WORK TO BE COMPLETED
In the following material, identify every line holding the string "React" and return it.

SOURCE DATA
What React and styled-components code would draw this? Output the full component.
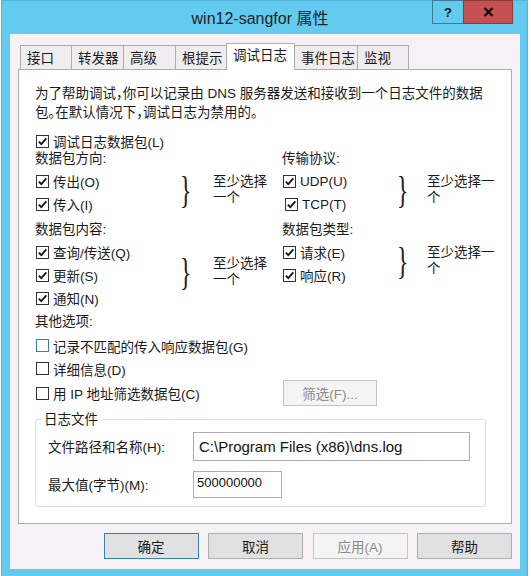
import React from "react";
import styled, { createGlobalStyle } from "styled-components";

const Global = createGlobalStyle`
  html, body { margin: 0; padding: 0; background: #ffffff; }
  body {
    font-family: "Liberation Sans", "Noto Sans CJK SC", sans-serif;
    font-size: 13.5px;
    color: #1a1a1a;
    font-feature-settings: "halt";
  }
  * { box-sizing: border-box; }
`;

const Window = styled.div`
  margin-left: 1px;
  width: 527px;
  height: 578px;
  background: #62cbef;
  border: 1px solid #4fb5dc;
  padding: 0 7px 8px 8px;
  display: flex;
  flex-direction: column;
`;

const TitleBar = styled.div`
  height: 33px;
  display: grid;
  grid-template-columns: 1fr auto 1fr;
  align-items: start;
`;

const Title = styled.div`
  grid-column: 2;
  padding: 8px 10px 0 0;
  font-size: 16px;
  line-height: 20px;
  color: #222;
`;

const Caption = styled.div`
  grid-column: 3;
  justify-self: end;
  margin: -1px 7px 0 0;
  display: flex;
`;

const CapButton = styled.div`
  width: ${(p) => p.$w}px;
  height: 24px;
  background: ${(p) => (p.$close ? "#c75050" : "#62cbef")};
  border: 1px solid ${(p) => (p.$close ? "#8e3a3a" : "#3a7b98")};
  margin-left: -1px;
  display: flex;
  align-items: center;
  justify-content: center;
  font-weight: bold;
  font-size: 13px;
  color: #111;
`;

const Client = styled.div`
  flex: 1;
  background: #f5f1f5;
  padding: 9px 8px 0 8px;
  display: flex;
  flex-direction: column;
`;

const TabStrip = styled.div`
  height: 26px;
  display: flex;
  align-items: flex-end;
  padding-left: 2px;
`;

const Tab = styled.div`
  position: relative;
  z-index: ${(p) => (p.$active ? 2 : 1)};
  width: ${(p) => p.$w}px;
  height: ${(p) => (p.$active ? 27 : 24)}px;
  margin-right: -1px;
  margin-bottom: ${(p) => (p.$active ? -1 : 0)}px;
  border: 1px solid #acacac;
  border-bottom: none;
  background: ${(p) => (p.$active ? "#ffffff" : "#f0edf0")};
  padding: ${(p) => (p.$active ? "0 0 2px 6px" : "2px 0 0 6px")};
  display: flex;
  align-items: center;
  line-height: 16px;
  white-space: nowrap;
`;

const Panel = styled.div`
  height: 455px;
  background: #ffffff;
  border: 1px solid #acacac;
  padding: 14px 16px 0 16px;
`;

const Description = styled.p`
  margin: 0;
  line-height: 19px;
`;

const CheckRow = styled.div`
  height: ${(p) => p.$h || 23}px;
  margin-top: ${(p) => p.$mt || 0}px;
  padding-left: ${(p) => p.$indent || 0}px;
  display: flex;
  align-items: center;
  gap: 4px;
  white-space: nowrap;
`;

const BoxFrame = styled.span`
  width: 13px;
  height: 13px;
  margin-left: 1px;
  flex: none;
  border: 1px solid ${(p) => (p.$focus ? "#3c7fb1" : "#333333")};
  background: #ffffff;
  display: flex;
  align-items: center;
  justify-content: center;
`;

const Check = ({ checked = true, focus = false }) => (
  <BoxFrame $focus={focus}>
    {checked && (
      <svg width="11" height="11" viewBox="0 0 11 11">
        <path d="M1.8 5.6 L4.3 8.2 L9.3 2.4" fill="none" stroke="#1a1a1a" strokeWidth="1.9" />
      </svg>
    )}
  </BoxFrame>
);

const Columns = styled.div`
  display: grid;
  grid-template-columns: 247px 1fr;
  align-items: start;
`;

const Column = styled.div`
  display: flex;
  flex-direction: column;
`;

const Heading = styled.div`
  line-height: 17px;
  margin-top: ${(p) => p.$mt || 0}px;
  margin-bottom: ${(p) => p.$mb ?? 2.5}px;
`;

const Group = styled.div`
  display: flex;
  align-items: center;
`;

const List = styled.div`
  width: ${(p) => p.$w}px;
  display: flex;
  flex-direction: column;
`;

const Brace = styled.span`
  width: 12px;
  margin-right: ${(p) => p.$gap}px;
  margin-bottom: 6px;
  font-family: "Liberation Serif", serif;
  font-size: 38px;
  line-height: 38px;
  color: #1a1a1a;
  transform: scaleX(0.62);
  transform-origin: left center;
`;

const Note = styled.div`
  width: ${(p) => p.$w}px;
  line-height: 16px;
  margin-bottom: 6px;
`;

const FilterRow = styled.div`
  display: grid;
  grid-template-columns: 247px auto;
  align-items: center;
  height: 23px;
`;

const PushButton = styled.div`
  width: ${(p) => p.$w || 95}px;
  height: 26px;
  margin-left: ${(p) => p.$ml || 0}px;
  display: flex;
  align-items: center;
  justify-content: center;
  background: ${(p) => (p.$disabled ? "#f4f4f4" : "#e1e1e1")};
  border: 1px solid
    ${(p) => (p.$default ? "#3c7fb1" : p.$disabled ? "#c4c4c4" : "#adadad")};
  color: ${(p) => (p.$disabled ? "#8a8a8a" : "#1a1a1a")};
  white-space: nowrap;
`;

const GroupBox = styled.fieldset`
  width: 451px;
  margin: 7.5px 0 0 0;
  padding: 3px 12px 8px 12px;
  border: 1px solid #d5dfe5;
  border-radius: 3px;
  display: flex;
  flex-direction: column;
  gap: 10px;
`;

const Legend = styled.legend`
  margin-left: -7px;
  padding: 0 3px;
  line-height: 18px;
`;

const FieldRow = styled.div`
  display: grid;
  grid-template-columns: 145px auto;
  align-items: center;
`;

const TextBox = styled.div`
  width: ${(p) => p.$w}px;
  height: ${(p) => p.$h}px;
  border: 1px solid #abadb3;
  background: #ffffff;
  font-size: ${(p) => p.$fs}px;
  line-height: ${(p) => p.$lh}px;
  padding: ${(p) => p.$pad};
  white-space: nowrap;
  color: #111;
`;

const ButtonBar = styled.div`
  margin-top: 9px;
  display: flex;
  justify-content: flex-end;
  gap: 9.5px;
`;

const tabs = [
  ["接口", 52],
  ["转发器", 53],
  ["高级", 53],
  ["根提示", 52],
  ["调试日志", 69, true],
  ["事件日志", 64],
  ["监视", 52],
];

export default function App() {
  return (
    <>
      <Global />
      <Window>
        <TitleBar>
          <Title>win12-sangfor 属性</Title>
          <Caption>
            <CapButton $w={32}>?</CapButton>
            <CapButton $w={50} $close>
              <svg width="11" height="10" viewBox="0 0 11 10">
                <path d="M1.5 1 L9.5 9 M9.5 1 L1.5 9" stroke="#111" strokeWidth="2.4" />
              </svg>
            </CapButton>
          </Caption>
        </TitleBar>
        <Client>
          <TabStrip>
            {tabs.map(([label, w, active]) => (
              <Tab key={label} $w={w} $active={active}>
                {label}
              </Tab>
            ))}
          </TabStrip>
          <Panel>
            <Description>
              为了帮助调试，你可以记录由 DNS 服务器发送和接收到一个日志文件的数据
              <br />
              包。在默认情况下，调试日志为禁用的。
            </Description>
            <CheckRow $h={18} $mt={10}>
              <Check />
              调试日志数据包(L)
            </CheckRow>
            <Columns>
              <Column>
                <Heading>数据包方向:</Heading>
                <Group>
                  <List $w={145}>
                    <CheckRow>
                      <Check />
                      传出(O)
                    </CheckRow>
                    <CheckRow>
                      <Check />
                      传入(I)
                    </CheckRow>
                  </List>
                  <Brace $gap={21}>{"}"}</Brace>
                  <Note $w={58}>至少选择一个</Note>
                </Group>
                <Heading $mt={5.5}>数据包内容:</Heading>
                <Group>
                  <List $w={145}>
                    <CheckRow>
                      <Check />
                      查询/传送(Q)
                    </CheckRow>
                    <CheckRow>
                      <Check />
                      更新(S)
                    </CheckRow>
                    <CheckRow>
                      <Check />
                      通知(N)
                    </CheckRow>
                  </List>
                  <Brace $gap={21}>{"}"}</Brace>
                  <Note $w={58}>至少选择一个</Note>
                </Group>
              </Column>
              <Column>
                <Heading>传输协议:</Heading>
                <Group>
                  <List $w={115}>
                    <CheckRow>
                      <Check />
                      UDP(U)
                    </CheckRow>
                    <CheckRow $indent={2}>
                      <Check />
                      TCP(T)
                    </CheckRow>
                  </List>
                  <Brace $gap={18}>{"}"}</Brace>
                  <Note $w={70}>至少选择一个</Note>
                </Group>
                <Heading $mt={5.5}>数据包类型:</Heading>
                <Group>
                  <List $w={115}>
                    <CheckRow>
                      <Check />
                      请求(E)
                    </CheckRow>
                    <CheckRow>
                      <Check />
                      响应(R)
                    </CheckRow>
                  </List>
                  <Brace $gap={18}>{"}"}</Brace>
                  <Note $w={70}>至少选择一个</Note>
                </Group>
              </Column>
            </Columns>
            <Heading $mt={3.5} $mb={4}>
              其他选项:
            </Heading>
            <CheckRow>
              <Check checked={false} focus />
              记录不匹配的传入响应数据包(G)
            </CheckRow>
            <CheckRow>
              <Check checked={false} />
              详细信息(D)
            </CheckRow>
            <FilterRow>
              <CheckRow>
                <Check checked={false} />
                用 IP 地址筛选数据包(C)
              </CheckRow>
              <PushButton $w={94} $ml={1} $disabled>
                筛选(F)...
              </PushButton>
            </FilterRow>
            <GroupBox>
              <Legend>日志文件</Legend>
              <FieldRow>
                <span>文件路径和名称(H):</span>
                <TextBox $w={277} $h={29} $fs={15} $lh={27} $pad="0 0 0 5px">
                  C:\Program Files (x86)\dns.log
                </TextBox>
              </FieldRow>
              <FieldRow>
                <span>最大值(字节)(M):</span>
                <TextBox $w={89} $h={27} $fs={13} $lh={15} $pad="3px 0 0 3px">
                  500000000
                </TextBox>
              </FieldRow>
            </GroupBox>
          </Panel>
          <ButtonBar>
            <PushButton $default>确定</PushButton>
            <PushButton>取消</PushButton>
            <PushButton $disabled>应用(A)</PushButton>
            <PushButton>帮助</PushButton>
          </ButtonBar>
        </Client>
      </Window>
    </>
  );
}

TASK SOLUTION
What React and styled-components code would draw this? Output the full component.
import React from "react";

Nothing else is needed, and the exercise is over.